Okay, my memory hasn't gone entirely to hell. Jen tagged me a while back to post something having to do with my workspace. Now here's the part where my memory has gone to hell. Aren't I supposed to list five of this and five of that? Like, five places where I stash the drugs, booze, and condoms? Or is it the inspy romances and foods that resemble saints? I can't remember.
Anyway, that desk above used to be my work desk. It isn't anymore, because the only space in which it fits affords no privacy whatsoever. Not in this shack, anyway. But it's a lovely old walnut office desk, and I've had it far longer than I've had any husband or boyfriend. Got it eons ago when I was in graduate school -- $25 at a garage sale -- and I've used the everlovin' snot out of it. It's my most beloved possession and has moved with me to about twelve different residences all over the upper Midwest.
Why can't my most beloved possession be a freakin' watch?
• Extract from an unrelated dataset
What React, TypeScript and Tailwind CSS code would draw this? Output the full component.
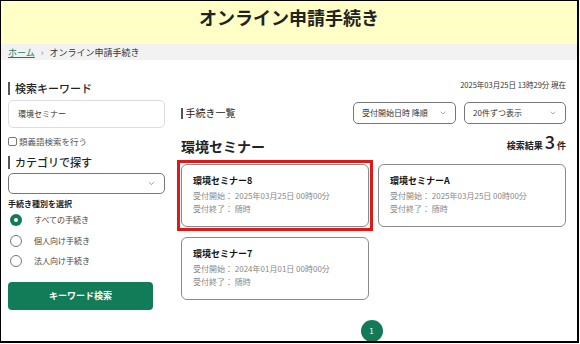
import { ChevronDown } from "lucide-react";

type Card = {
  title: string;
  start: string;
  selected?: boolean;
};

const cards: Card[] = [
  { title: "環境セミナー8", start: "2025年03月25日 00時00分", selected: true },
  { title: "環境セミナーA", start: "2025年03月25日 00時00分" },
  { title: "環境セミナー7", start: "2024年01月01日 00時00分" },
];

const radios = ["すべての手続き", "個人向け手続き", "法人向け手続き"];

function SideHeading({ label }: { label: string }) {
  return (
    <div className="flex h-[14px] items-center gap-[5px]">
      <span className="h-[13px] w-[2px] bg-[#555]" />
      <span className="text-[11px] font-medium leading-[14px] text-[#222]">{label}</span>
    </div>
  );
}

function ProcCard({ card }: { card: Card }) {
  return (
    <div className="relative h-[63px] rounded-[6px] border border-[#8a8a8a] bg-white px-[11px] pt-[9px]">
      {card.selected && (
        <span className="pointer-events-none absolute -inset-[5px] border-[3px] border-[#e01818]" />
      )}
      <p className="text-[9px] font-bold leading-[14px] text-[#111]">{card.title}</p>
      <p className="mt-[1px] text-[8px] leading-[13px] text-[#888]">受付開始： {card.start}</p>
      <p className="text-[8px] leading-[13px] text-[#888]">受付終了： 随時</p>
    </div>
  );
}

export default function App() {
  return (
    <div
      className="h-[344px] w-[580px] bg-white"
      style={{ fontFamily: '"Noto Sans CJK JP", "Noto Sans", sans-serif' }}
    >
      <div className="h-[343px] w-[579px] overflow-hidden border-t border-l border-r-2 border-b-2 border-black">
        <header className="flex h-[43px] justify-center bg-[#ffffc6] pt-[3px]">
          <h1 className="text-[18px] font-bold leading-[26px] text-[#222]">オンライン申請手続き</h1>
        </header>
        <nav className="flex h-[16px] items-center gap-[6px] bg-[#f2f2f2] px-[7px] text-[9px] leading-none text-[#333]">
          <span className="text-[#1a7f5f] underline">ホーム</span>
          <span className="text-[#888]">›</span>
          <span>オンライン申請手続き</span>
        </nav>

        <div className="flex gap-[16px] px-[7px]">
          {/* left sidebar */}
          <aside className="w-[157px] pt-[21px]">
            <SideHeading label="検索キーワード" />
            <div className="mt-[5px] flex h-[28px] items-center rounded-[5px] border border-[#ddd] px-[9px] text-[8px] leading-[12px] text-[#333]">
              環境セミナー
            </div>
            <label className="mt-[7px] flex h-[12px] items-center gap-[2px] text-[8.5px] leading-[12px] text-[#555]">
              <span className="h-[9px] w-[9px] rounded-[2px] border border-[#777] bg-white" />
              類義語検索を行う
            </label>
            <div className="mt-[8px]">
              <SideHeading label="カテゴリで探す" />
            </div>
            <div className="mt-[4px] flex h-[21px] items-center justify-end rounded-[5px] border border-[#777] pr-[8px]">
              <ChevronDown size={9} strokeWidth={1.5} className="text-[#555]" />
            </div>
            <p className="mt-[4px] text-[8px] font-bold leading-[12px] text-[#222]">手続き種別を選択</p>
            <div className="flex flex-col">
              {radios.map((r, i) => (
                <div key={r} className="flex h-[20.5px] items-center gap-[12px] pl-[2px] text-[8px] leading-[12px] text-[#444]">
                  {i === 0 ? (
                    <span className="flex h-[12px] w-[12px] items-center justify-center rounded-full bg-[#137a58]">
                      <span className="h-[4px] w-[4px] rounded-full bg-white" />
                    </span>
                  ) : (
                    <span className="h-[12px] w-[12px] rounded-full border border-[#777] bg-white" />
                  )}
                  {r}
                </div>
              ))}
            </div>
            <button className="mt-[10px] flex h-[28px] w-[145px] items-center justify-center rounded-[4px] bg-[#127b58] text-[9px] font-bold leading-[12px] text-white">
              キーワード検索
            </button>
          </aside>

          {/* main */}
          <main className="w-[385px] pt-[19px]">
            <p className="text-right text-[7.5px] leading-[12px] text-[#333]">2025年03月25日 13時29分 現在</p>
            <div className="mt-[11px] flex items-center">
              <div className="flex items-center gap-[3px]">
                <span className="h-[11px] w-[1.5px] bg-[#555]" />
                <span className="text-[10px] leading-[14px] text-[#222]">手続き一覧</span>
              </div>
              <div className="ml-auto flex gap-[8px]">
                <div className="flex h-[22px] w-[103px] items-center justify-between rounded-[5px] border border-[#777] px-[8px] text-[8px] leading-[12px] text-[#333]">
                  受付開始日時 降順
                  <ChevronDown size={8} strokeWidth={1.5} className="text-[#555]" />
                </div>
                <div className="flex h-[22px] w-[102px] items-center justify-between rounded-[5px] border border-[#777] px-[8px] text-[8px] leading-[12px] text-[#333]">
                  20件ずつ表示
                  <ChevronDown size={8} strokeWidth={1.5} className="text-[#555]" />
                </div>
              </div>
            </div>
            <div className="mt-[7px] flex items-end justify-between">
              <h2 className="text-[14px] font-bold leading-[20px] text-[#222]">環境セミナー</h2>
              <p className="flex items-baseline gap-[2px] text-[9px] font-bold leading-[20px] text-[#222]">
                検索結果
                <span className="text-[18px] font-medium leading-[20px]">3</span>
                件
              </p>
            </div>
            <div className="mt-[8px] grid grid-cols-2 gap-x-[9px] gap-y-[10px]">
              {cards.map((c) => (
                <ProcCard key={c.title} card={c} />
              ))}
            </div>
            <div className="mt-[20px] flex justify-center pr-[4px]">
              <span className="flex h-[22px] w-[22px] items-center justify-center rounded-full bg-[#137a58] text-[8px] leading-none text-white">
                1
              </span>
            </div>
          </main>
        </div>
      </div>
    </div>
  );
}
The monks? Yeah, this space also serves as my monk nook. I like monks. In fact, I have many totems. The corner where that rocking chair sits is now occupied by an empty fish tank. The rocking chair isn't mine, and I've always despised it, so I'm glad it's now rotting away in the garage. I like the fish tank a great deal, although I'd like it much more if it weren't cursed. Fish have very short life expectancies when they're in that tank. The bookcase used to belong to my mother. It's one of several I have.
Now, the foot under the door. That's the entrance to my current workroom, and the foot belongs to Buddy, the dog I eulogized in another post. You'll be happy to learn he was still alive when I took the picture. 'Cause, honestly, I'm nowhere near pervy enough to stick the paw of a dead dog under my office door -- no matter how much I might miss him.
The bookcase on which my hooker phone sits is what you see upon entering my sanctum santorum. The phone does work, but only for special incoming calls -- if you catch my drift.
Then you'd see a bulletin board loaded with crap I rarely look at, but it makes me feel secure. Then there's my shitty ancient computer and my equally shitty printer (the immeasurable shittiness of which you're well aware of by now), and a rather nicely placed window that lets me gaze out at the pines and the big ol' dog pen that used to house chickens until raccoons picked 'em all off.
Other features lay within, like a nice big bay window to the right and more bookcases and such, but I didn't feel like taking additional pictures.
See if you can spot the hedgehog!
See if you can spot Nathan! (Actually, I know you can't, because I positioned my desk chair to keep him hidden. He's shy about his role as my under-desk man. I guess most guys would be.)